January 28, 2007

Rant

An Open Letter to Sci-Fi and Comic-Book Geeks Everywhere

I'd like to start by setting up my "subject position," as they say. I'm a straight man. I like women. I like how they look. I like how they move. As a straight man who grew up reading comics and consuming incredible amounts of fantasy that was largely visual (movies, TV, cartoons, more comics), I find the aesthetics of those genres appealing, often erotic. Women with pointy ears are hot. Four-colour costumes are super hot. I won't deny and I won't apologize for it. I bring this up to demonstrate to the straight dudes among you that I am one of you. I'm not a voice you can simply dismiss.
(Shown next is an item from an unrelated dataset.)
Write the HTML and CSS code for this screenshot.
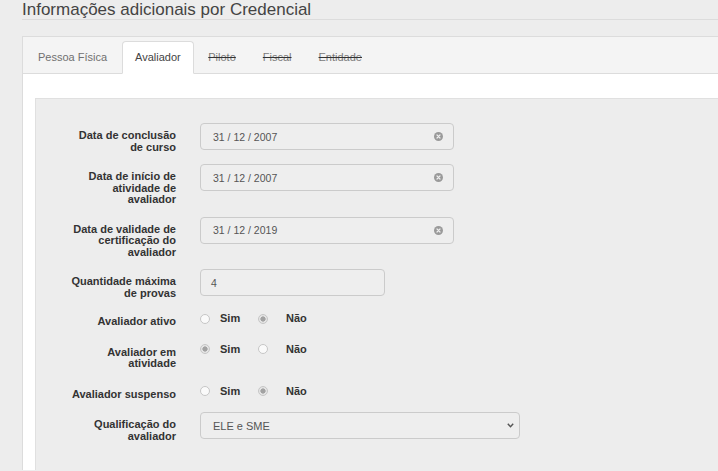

Here's the thing. The movies we watch, the television we blithely consume, and the comics we read are full of images of women that--setting aside objectification and dehumanization, the reduction of the female body down to parts to be ogled for our (always implicitly straight, male) pleasure--are simply anatomically impossible. These women don't exist. As long as we live, none of us will ever have a girlfriend, a wife, or a lover who looks like this because there are no such women on this planet Earth, and as much as we all hope and pray otherwise, we're unlikely to meet women anywhere else.

I'm tired of my entertainments, which are capable of amazing insights, powerful social commentary and philosophical discussion, presenting to me a version of the female body that is literally unattainable. This is not helping us. This is not making our lives better. It is merely ensuring that real women, the flesh-and-blood kind, will never measure up. Why, straight men of the world, do we not object to this? Scream at the tops our lungs that we'd like some vaguely real women to look at? The irony, my friends, is that once you have a chance to be with a real woman, one whose body is large enough to actually contain internal organs, one who does not perpetually crouch in an S-curve so that she can show off the T and the A simultaneously, one whose breasts do not present a serious balance problem, you just can't go back to the hyperbolic doodles that dominate our animated worlds, or the $5,000 push-up bras that ensure that every woman in Starfleet has uniform D-cups.

Real women are really hot, especially the ones who indulge our patently silly desires for pointy ears and four-colour spandex. So please, artists and filmmakers among you, take back your skeletal Amazonian warriors with anatomically improbable breasts and give us some women who actually look like women. Trust me. It'll be way more fun for all concerned.